Today marks a crucial development in the landscape of property foreclosures as the Parliament is set to deliberate on two governmental bills aimed at fortifying the legal framework surrounding foreclosures.
The objective is to bring these legislations to the Plenary on the upcoming Friday, which is the last scheduled session before the Parliament adjourns for the Christmas holidays.
The suspension of foreclosures for primary residences valued at €350,000 will expire at the end of the month.
To avoid extending the freeze on foreclosures, the legal framework must be strengthened. A focal point seems to be the draft law on Special Jurisdiction, known as the Foreclosures Court, which will be discussed this morning in a joint session of the Parliamentary Committees on Finance and Legal Matters.
Due to reservations expressed by AKEL, the Green Party, and the governing parties, amendments are expected to be proposed.

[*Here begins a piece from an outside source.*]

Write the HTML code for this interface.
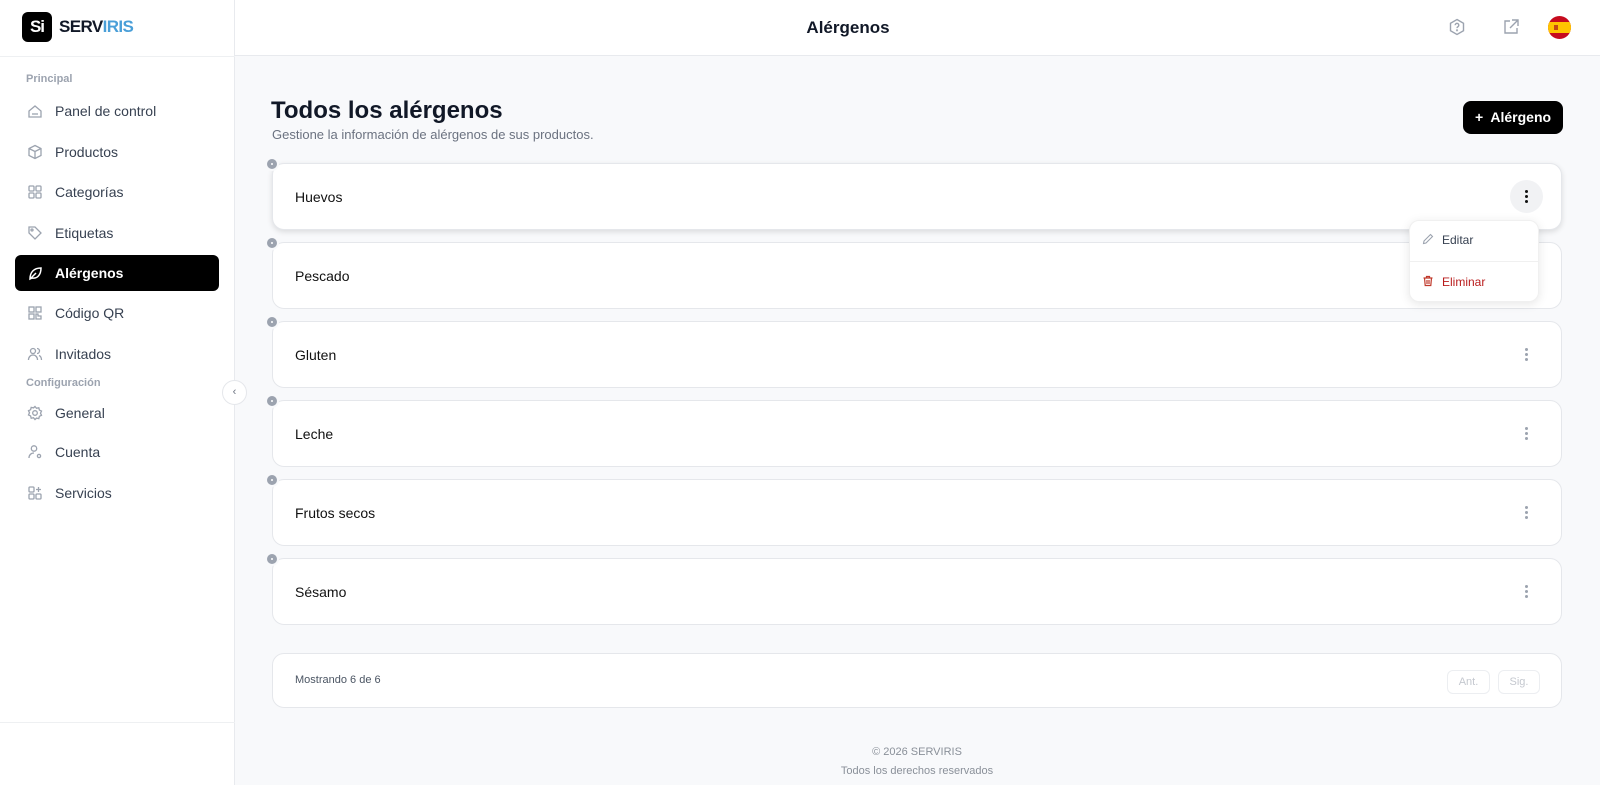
<!DOCTYPE html>
<html><head><meta charset="utf-8"><style>
*{box-sizing:border-box;margin:0;padding:0}
body{width:1600px;height:785px;overflow:hidden;font-family:"Liberation Sans",sans-serif;background:#f8f9fb;position:relative;color:#111827}
.side{position:absolute;left:0;top:0;width:235px;height:785px;background:#fff;border-right:1px solid #e8eaee}
.logo{position:absolute;left:22px;top:12px;width:30px;height:30px;background:#000;border-radius:6px;color:#fff;font-weight:700;font-size:17px;text-align:center;line-height:30px;letter-spacing:-1px}
.brand{position:absolute;left:59px;top:17px;font-size:17px;font-weight:700;letter-spacing:-0.6px}
.brand span{color:#4a9fd8}
.hline{position:absolute;left:0;top:56px;width:235px;border-top:1px solid #eef0f2}
.lbl{position:absolute;left:26px;font-size:11px;font-weight:700;color:#9ca3af}
.item{position:absolute;left:15px;width:204px;height:36px;font-size:14px;color:#374151;font-weight:500}
.item svg{position:absolute;left:12px;top:10px}
.item span{position:absolute;left:40px;top:10px}
.item.act{background:#000;color:#fff;border-radius:6px;font-weight:700}
.bot{position:absolute;left:0;top:722px;width:235px;border-top:1px solid #eef0f2}
.coll{position:absolute;left:222px;top:380px;width:25px;height:25px;border-radius:50%;background:#fff;border:1px solid #e5e7eb;font-size:11px;color:#6b7280;text-align:center;line-height:23px}
.head{position:absolute;left:235px;top:0;width:1365px;height:56px;background:#fff;border-bottom:1px solid #e8eaee}
.title{position:absolute;left:848px;top:18px;transform:translateX(-50%);font-size:17px;font-weight:700}
h1{position:absolute;left:271px;top:97px;font-size:24px;font-weight:700}
.sub{position:absolute;left:272px;top:127px;font-size:13px;color:#6b7280}
.btn{position:absolute;left:1463px;top:101px;width:100px;height:33px;background:#000;border-radius:8px;color:#fff;font-size:14px;font-weight:700;line-height:33px;text-align:center}
.card{position:absolute;left:272px;width:1290px;height:67px;background:#fff;border:1px solid #e5e7eb;border-radius:12px}
.card span{position:absolute;left:22px;top:25px;font-size:14px;font-weight:500;color:#111}
.card .k{position:absolute;left:1237px;top:16px;width:33px;height:33px;border-radius:50%}
.k i{position:absolute;left:15px;width:3px;height:3px;border-radius:50%;background:#9ca3af}
.dot{position:absolute;left:265px;width:14px;height:14px;border-radius:50%;background:#9ca3af;border:2px solid #f8f9fb}
.dot:after{content:"";position:absolute;left:4px;top:4px;width:2px;height:2px;background:#fff;border-radius:50%}
.menu{position:absolute;left:1409px;top:220px;width:130px;height:82px;background:#fff;border-radius:10px;box-shadow:0 2px 10px rgba(0,0,0,.1);border:1px solid #f0f0f0}
.menu div{position:absolute;left:32px;font-size:12px;font-weight:500}
.foot{position:absolute;left:272px;top:653px;width:1290px;height:55px;background:#fff;border:1px solid #e5e7eb;border-radius:12px}
.pg{position:absolute;top:16px;height:24px;border:1px solid #eceef1;border-radius:6px;font-size:11px;color:#c4c8cf;text-align:center;line-height:22px}
.copy{position:absolute;left:917px;transform:translateX(-50%);font-size:11px;color:#8a9099;white-space:nowrap}
</style></head><body>
<div class="side">
<div class="logo">Si</div><div class="brand">SERV<span>IRIS</span></div>
<div class="hline"></div>
<div class="lbl" style="top:73px">Principal</div>
<div class="item" style="top:93px"><svg width="16" height="16" viewBox="0 0 16 16" fill="none" stroke="#9ca3af" stroke-width="1.3"><path d="M2 8l6-5 6 5v6H2z"/><path d="M5 11h6"/></svg><span>Panel de control</span></div>
<div class="item" style="top:134px"><svg width="16" height="16" viewBox="0 0 16 16" fill="none" stroke="#9ca3af" stroke-width="1.3"><path d="M8 1.5l6 3v7l-6 3-6-3v-7z M2 4.5l6 3 6-3 M8 7.5v7"/></svg><span>Productos</span></div>
<div class="item" style="top:174px"><svg width="16" height="16" viewBox="0 0 16 16" fill="none" stroke="#9ca3af" stroke-width="1.3"><rect x="2" y="2" width="5" height="5" rx="1"/><rect x="9" y="2" width="5" height="5" rx="1"/><rect x="2" y="9" width="5" height="5" rx="1"/><rect x="9" y="9" width="5" height="5" rx="1"/></svg><span>Categorías</span></div>
<div class="item" style="top:215px"><svg width="16" height="16" viewBox="0 0 16 16" fill="none" stroke="#9ca3af" stroke-width="1.3"><path d="M2 2h6l6 6-6 6-6-6z"/><circle cx="5" cy="5" r="1"/></svg><span>Etiquetas</span></div>
<div class="item act" style="top:255px"><svg width="16" height="16" viewBox="0 0 16 16" fill="none" stroke="#fff" stroke-width="1.5"><path d="M3 14c0-7 4-11 11-11 0 7-4 11-9 10z M3 14l6-6"/></svg><span>Alérgenos</span></div>
<div class="item" style="top:295px"><svg width="16" height="16" viewBox="0 0 16 16" fill="none" stroke="#9ca3af" stroke-width="1.3"><rect x="2" y="2" width="5" height="5"/><rect x="9" y="2" width="5" height="5"/><rect x="2" y="9" width="5" height="5"/><path d="M9 9h2v2h3v3h-5z"/></svg><span>Código QR</span></div>
<div class="item" style="top:336px"><svg width="16" height="16" viewBox="0 0 16 16" fill="none" stroke="#9ca3af" stroke-width="1.3"><circle cx="6" cy="5" r="2.5"/><path d="M1.5 14c0-3 2-5 4.5-5s4.5 2 4.5 5 M10 2.5a2.5 2.5 0 010 5 M12 9.5c1.5.6 2.5 2.3 2.5 4.5"/></svg><span>Invitados</span></div>
<div class="lbl" style="top:377px">Configuración</div>
<div class="item" style="top:395px"><svg width="16" height="16" viewBox="0 0 16 16" fill="none" stroke="#9ca3af" stroke-width="1.3"><circle cx="8" cy="8" r="2.3"/><path d="M8 1.5l1.5 1.8 2.3-.5.6 2.3 2.1 1-1 2.1 1 2.1-2.1 1-.6 2.3-2.3-.5L8 14.5l-1.5-1.8-2.3.5-.6-2.3-2.1-1 1-2.1-1-2.1 2.1-1 .6-2.3 2.3.5z"/></svg><span>General</span></div>
<div class="item" style="top:434px"><svg width="16" height="16" viewBox="0 0 16 16" fill="none" stroke="#9ca3af" stroke-width="1.3"><circle cx="7" cy="4.5" r="2.7"/><path d="M2 14c0-3 2-5 5-5"/><circle cx="12" cy="12" r="1.6"/></svg><span>Cuenta</span></div>
<div class="item" style="top:475px"><svg width="16" height="16" viewBox="0 0 16 16" fill="none" stroke="#9ca3af" stroke-width="1.3"><rect x="2" y="2" width="5" height="5" rx="1"/><rect x="2" y="9" width="5" height="5" rx="1"/><rect x="9" y="9" width="5" height="5" rx="1"/><path d="M11.5 2v5 M9 4.5h5"/></svg><span>Servicios</span></div>
<div class="bot"></div>
</div>
<div class="coll">‹</div>
<div class="head"></div>
<div class="title">Alérgenos</div>
<svg style="position:absolute;left:1448px;top:18px" width="18" height="18" viewBox="0 0 18 18" fill="none" stroke="#9ca3af" stroke-width="1.4"><path d="M9 1.5l6.5 3.75v7.5L9 16.5l-6.5-3.75v-7.5z"/><path d="M7.2 7.2a1.8 1.8 0 113 1.3c-.7.4-1.2.8-1.2 1.6" /><circle cx="9" cy="12.3" r=".4"/></svg>
<svg style="position:absolute;left:1502px;top:18px" width="18" height="18" viewBox="0 0 18 18" fill="none" stroke="#9ca3af" stroke-width="1.4"><path d="M8 3H3v12h12v-5 M10 2h6v6 M16 2L8 10"/></svg>
<svg style="position:absolute;left:1548px;top:16px" width="23" height="23" viewBox="0 0 23 23"><defs><clipPath id="c"><circle cx="11.5" cy="11.5" r="11.5"/></clipPath></defs><g clip-path="url(#c)"><rect width="23" height="23" fill="#c60b1e"/><rect y="6" width="23" height="11" fill="#ffc400"/><rect x="6" y="9" width="4" height="5" fill="#ad1519" opacity=".7"/></g></svg>
<h1>Todos los alérgenos</h1>
<div class="sub">Gestione la información de alérgenos de sus productos.</div>
<div class="btn">+&nbsp; Alérgeno</div>

<div class="card" style="top:163px;box-shadow:0 2px 6px rgba(0,0,0,.12)"><span>Huevos</span><div class="k" style="background:#f1f2f4"><i style="top:10px;background:#111"></i><i style="top:15px;background:#111"></i><i style="top:20px;background:#111"></i></div></div>
<div class="card" style="top:242px"><span>Pescado</span></div>
<div class="card" style="top:321px"><span>Gluten</span><div class="k"><i style="top:10px"></i><i style="top:15px"></i><i style="top:20px"></i></div></div>
<div class="card" style="top:400px"><span>Leche</span><div class="k"><i style="top:10px"></i><i style="top:15px"></i><i style="top:20px"></i></div></div>
<div class="card" style="top:479px"><span>Frutos secos</span><div class="k"><i style="top:10px"></i><i style="top:15px"></i><i style="top:20px"></i></div></div>
<div class="card" style="top:558px"><span>Sésamo</span><div class="k"><i style="top:10px"></i><i style="top:15px"></i><i style="top:20px"></i></div></div>
<div class="dot" style="top:157px"></div><div class="dot" style="top:236px"></div><div class="dot" style="top:315px"></div><div class="dot" style="top:394px"></div><div class="dot" style="top:473px"></div><div class="dot" style="top:552px"></div>

<div class="menu">
<svg style="position:absolute;left:12px;top:12px" width="12" height="12" viewBox="0 0 12 12" fill="none" stroke="#9ca3af" stroke-width="1.1"><path d="M8.5 1.5l2 2-6.5 6.5-2.5.5.5-2.5z"/></svg>
<div style="top:12px;color:#374151">Editar</div>
<div style="position:absolute;left:0;top:40px;width:128px;border-top:1px solid #f0f0f0"></div>
<svg style="position:absolute;left:12px;top:54px" width="12" height="12" viewBox="0 0 12 12" fill="none" stroke="#c0392b" stroke-width="1.2"><path d="M1.5 3h9 M4.5 3V1.5h3V3 M2.5 3l.7 7.5h5.6L9.5 3 M5 5v4 M7 5v4"/></svg>
<div style="top:54px;color:#b91c1c">Eliminar</div>
</div>

<div class="foot"><div style="position:absolute;left:22px;top:20px;font-size:11px;color:#4b5563">Mostrando 6 de 6</div>
<div class="pg" style="left:1174px;width:43px">Ant.</div><div class="pg" style="left:1225px;width:42px">Sig.</div></div>
<div class="copy" style="top:746px">© 2026 SERVIRIS</div>
<div class="copy" style="top:765px">Todos los derechos reservados</div>
</body></html>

Additionally, today’s agenda includes the conclusion of the discussion on the bill regarding the expansion of the powers of the Financial Commissioner. Yesterday, the government coalition parties – DIPA, DIKO, and EDEK – submitted two legislative proposals to the Plenary, reinforcing the rights of borrowers addressing the Financial Commissioner for auction-related matters and non-performing loans secured by a primary residence.
The specific proposals prepared by the Ministry of Finance will strengthen the bill concerning the expansion of the Commissioner’s powers.
In particular, the legislation, endorsed by MPs Christiana Erotokritou (DISY), Elias Myrianthous (EDEK), and Alekos Tryfonides (DIPA), entails an amendment to the Law on the Transfer and Mortgage of Immovables to safeguard the rights of mortgage debtors of primary residences.
With the second legislative proposal, the powers of the Financial Commissioner are extended for out-of-court dispute resolution within 45 days between mortgage lenders and mortgage debtors regarding the amount declared by the mortgage lender in the “IA” notification during the foreclosure of a primary residence valued up to €350,000.
It is further stipulated that the right to appeal to the Financial Commissioner is granted to all mortgage debtors of existing non-performing loans with a primary residence value of up to €350,000.
Simultaneously, mortgage debtors of new non-performing loans who do not cooperate with authorized institutions, as specified by the Central Bank’s Code, are not eligible to appeal to the Commissioner as they are not considered eligible debtors.